While opioids are becoming more prominent in American communities and widespread addiction is being attributed to them, hospitals nationwide are facing a shortage of the drugs and other medications for patients.
The shortage, though more severe in different locations, has left many hospitals searching for ways to acclimate and continue to provide patients with quality care.
Hardin Memorial Health Vice President and Chief Medical Officer Dr. John Godfrey said the hospital is holding its own amid the shortage.
“We are continuing to take good care of patients. We haven’t missed a beat,” he said. “But we’ve had to come together with our medical staff, with the pharmacy staff and put our heads together to try to figure out alternative options, because this issue didn’t exist six months ago or a year ago. We’re getting through with some creative thinking.”
Traditionally when hospital physicians write prescriptions, Godfrey said they always have been able to be filled. He said in the last year or so, it increasingly has become difficult for hospitals to acquire certain medications and for a supplier to supply certain medications.
Part of that, he said, is because generic manufacturers have stopped producing certain medications. Godfrey said it’s gotten to the point where some medications are produced by “one manufacturer and that is it.”

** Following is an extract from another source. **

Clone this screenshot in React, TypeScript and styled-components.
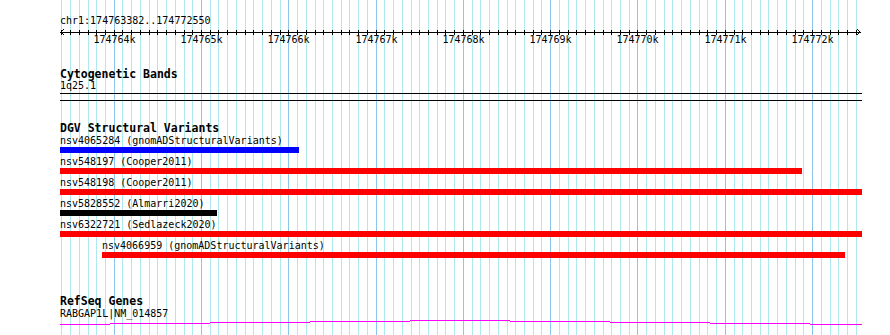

He said the 2017 hurricanes that hit Puerto Rico, where Godfrey said about 40 to 50 manufacturing plants operated, also contributed to the shortage. Large U.S. manufacturing plants being shut down by the U.S. Food and Drug Administration for quality concerns also was a contributing factor, he said.
“You add all that together and it is creating, in some situations, critical shortages of medications,” Godfrey said. “I know in some areas of the country, hospitals have had to limit the prescribing of some of these medicines and, in some cases, they have had to go so far as to cancel surgical cases because they don’t have the amount of medicine needed to conduct surgery.”
That is not the situation at Hardin Memorial Hospital, Godfrey said. However, the shortage situation is something its pharmacists and pharmacy staff look at every day to determine what its supplies are.
“Do we have enough to get through the day, get through the week? And so they are keeping us up to date on what they have (and) what they don’t have,” he said.
In working with pharmacists, administration and medical staff, Godfrey said the hospital actually has taken the lead in the Baptist Health system, which manages the local health group, and implemented several restrictions on some of the narcotic medications.
“In the hospital setting, there is somewhat of a shortage of these narcotics that are used very commonly for surgical care as well as just managing post operative pain,” he said.
So, Godfrey said, trying to curb the “very real” opioid epidemic nationwide is creating a dilemma for hospitals. He said they are having to figure out ways to deal with the situation, such as resurrecting old medications that have been used sparingly for several years because newer, better medicines been approved.
“We’re going back to some of the old ones because we don’t have any other options,” he said.
It’s not just narcotics in short supply. Godfrey said some medications for seizure control and medications for controlling rapid heart rhythms also are limited.
Godfrey said HMH is keeping it’s head “above water” as far as maintaining its supply of pain medications and narcotics. He said pharmacists and medical staff have done a good job of trying to limit prescribing narcotics and using alternatives where available.
As a result, they have been able to maintain the hospital’s supply of medicine, such as morphine and fentanyl, which commonly are used for anesthesia and surgical care.
“We’ve really got the doctors and all the staff watching very closely about how much they are prescribing, mainly to conserve things,” he said.
Godfrey said HMH has not had to cancel any surgeries.
“We’ve not even gotten close to that,” he said.
However, Godfrey said the hospital is not out of the woods just yet. He said the estimation is that manufacturing facilities will not be up to full capacity until February or March of 2019.
“We’re keeping our heads above water, but it is not that sort of safety net, security blanket that everybody would like to have,” he said.